Tags
Today we thought we’d wrap up the week with a few more notes on NFL scouts, and where they come from.
- One of my AFL friends, Scott Bailey with the Los Angeles Kiss, let me know that Colts GM Ryan Grigson was Director of Player Personnel for the AFL’s Buffalo Destroyers just 15 years ago (1999). So, that’s one more recent connection between arena football and high-level people in the game.
- Though the UFL never turned out to be the pipeline to the pros its founders hoped it would be, the league did help a few budding personnel types hone their skills. Though the Redskins’ Bret Munsey is the only NFL scout who was also a scout for the UFL, Eagles area scout Trey Brown (UCLA) played in the UFL, while Jets scout Rick Courtright coached in the UFL and Rams scout Brian Shields was a personnel intern in the league.
- One might expect that people in the scouting world got their jobs by playing or coaching at powerhouse college programs that send players to the NFL by the bucketful. Not true. For example, as of last fall, there were three NFL area scouts from Florida State, but also three from Heidelberg and North Carolina A&T; four from DePauw, UMass and Richmond; and even five from that powerhouse of powerhouses, Princeton!
- If Miami (Ohio) is the ‘cradle of coaches,’ the University of Tennessee is the Cradle of Scouts. As of last fall, there were eight former Vols at the area or regional scout level in the NFL, including Jeremy Breit (Giants), Reggie Cobb (49ers), C.J. Leak (Bills), Mickey Marvin (Raiders), Raleigh McKenzie (Raiders), Kevin Simon (Cowboys), Jon Salge (Titans) and Mike Yowarsky (Titans). That doesn’t even count Raiders GM Reggie McKenzie or Raiders Director of Player Personnel Joey Clinkscales, also UT grads.
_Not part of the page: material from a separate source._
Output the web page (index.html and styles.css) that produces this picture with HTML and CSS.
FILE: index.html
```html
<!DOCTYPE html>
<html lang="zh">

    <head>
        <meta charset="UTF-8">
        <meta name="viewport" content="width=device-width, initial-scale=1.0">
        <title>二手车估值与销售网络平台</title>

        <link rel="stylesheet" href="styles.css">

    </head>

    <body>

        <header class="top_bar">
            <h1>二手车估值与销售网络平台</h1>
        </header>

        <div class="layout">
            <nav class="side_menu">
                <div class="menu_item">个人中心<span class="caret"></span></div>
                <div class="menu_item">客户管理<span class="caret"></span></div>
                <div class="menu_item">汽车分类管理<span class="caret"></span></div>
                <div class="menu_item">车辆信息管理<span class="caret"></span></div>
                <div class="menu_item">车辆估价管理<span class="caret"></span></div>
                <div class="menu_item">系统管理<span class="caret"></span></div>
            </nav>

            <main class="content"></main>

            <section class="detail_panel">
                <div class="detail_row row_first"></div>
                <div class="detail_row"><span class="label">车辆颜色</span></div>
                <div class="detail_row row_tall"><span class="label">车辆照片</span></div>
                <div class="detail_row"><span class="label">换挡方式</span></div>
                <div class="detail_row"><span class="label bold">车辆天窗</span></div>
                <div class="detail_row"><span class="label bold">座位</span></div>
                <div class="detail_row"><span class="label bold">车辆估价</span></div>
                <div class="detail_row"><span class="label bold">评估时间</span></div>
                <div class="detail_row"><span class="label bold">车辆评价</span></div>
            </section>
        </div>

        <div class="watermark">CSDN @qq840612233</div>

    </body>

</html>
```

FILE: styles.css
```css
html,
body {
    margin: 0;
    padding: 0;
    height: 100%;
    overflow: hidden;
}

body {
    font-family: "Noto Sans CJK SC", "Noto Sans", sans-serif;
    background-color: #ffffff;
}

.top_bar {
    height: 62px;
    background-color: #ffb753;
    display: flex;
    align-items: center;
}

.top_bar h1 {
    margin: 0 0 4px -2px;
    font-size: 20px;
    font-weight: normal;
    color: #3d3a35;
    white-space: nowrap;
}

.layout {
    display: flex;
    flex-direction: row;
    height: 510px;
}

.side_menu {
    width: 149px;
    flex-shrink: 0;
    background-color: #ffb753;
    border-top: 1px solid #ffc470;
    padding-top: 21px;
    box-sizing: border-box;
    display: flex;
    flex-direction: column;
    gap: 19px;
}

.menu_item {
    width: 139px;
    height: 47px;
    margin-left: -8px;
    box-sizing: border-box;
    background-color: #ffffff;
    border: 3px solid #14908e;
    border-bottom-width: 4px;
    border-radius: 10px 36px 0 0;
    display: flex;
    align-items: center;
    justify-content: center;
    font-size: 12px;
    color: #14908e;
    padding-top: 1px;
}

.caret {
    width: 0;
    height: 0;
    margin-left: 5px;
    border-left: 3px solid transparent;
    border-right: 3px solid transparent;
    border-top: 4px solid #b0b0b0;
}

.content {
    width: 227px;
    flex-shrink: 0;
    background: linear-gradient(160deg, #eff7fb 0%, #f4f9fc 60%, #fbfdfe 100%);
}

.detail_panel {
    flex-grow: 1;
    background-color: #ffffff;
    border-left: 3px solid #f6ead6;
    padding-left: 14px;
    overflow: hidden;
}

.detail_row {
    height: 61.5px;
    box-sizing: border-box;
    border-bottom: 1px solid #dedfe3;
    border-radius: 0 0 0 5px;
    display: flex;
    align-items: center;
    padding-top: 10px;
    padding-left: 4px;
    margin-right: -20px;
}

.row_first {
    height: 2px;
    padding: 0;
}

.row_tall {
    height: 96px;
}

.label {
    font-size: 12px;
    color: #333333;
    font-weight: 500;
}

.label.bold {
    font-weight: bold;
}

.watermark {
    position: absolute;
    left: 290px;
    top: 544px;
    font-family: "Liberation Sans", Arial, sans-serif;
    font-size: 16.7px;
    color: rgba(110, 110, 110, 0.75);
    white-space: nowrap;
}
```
- Being an area scout — the person who goes on the road 11 months out of the year and often lives out of hotels while driving thousands of miles annually — is, no surprise, a young man’s game. Out of 286 scouts from the Director of College Scouting level down to area scout, we found only one (Oakland’s Mickey Marvin) who’s been on the road, in his current position, since 1977. The only other man with similar tenure was former Vikings Director of College Scouting Scott Studwell, who retired this year.
- Expanding on that, there are six road scouts who started in the 80s; 29 who’ve been on the road since the 90s; 151 who started between 2000-2009; and 98 who got their start in 2010 or later.
- Youth served again: 198 of the 286 have been on the job for 10 years or less, indicating that (a) there’s a high burnout factor and (b) area scouts are often seen as disposable, especially when a team is looking to tighten its belt.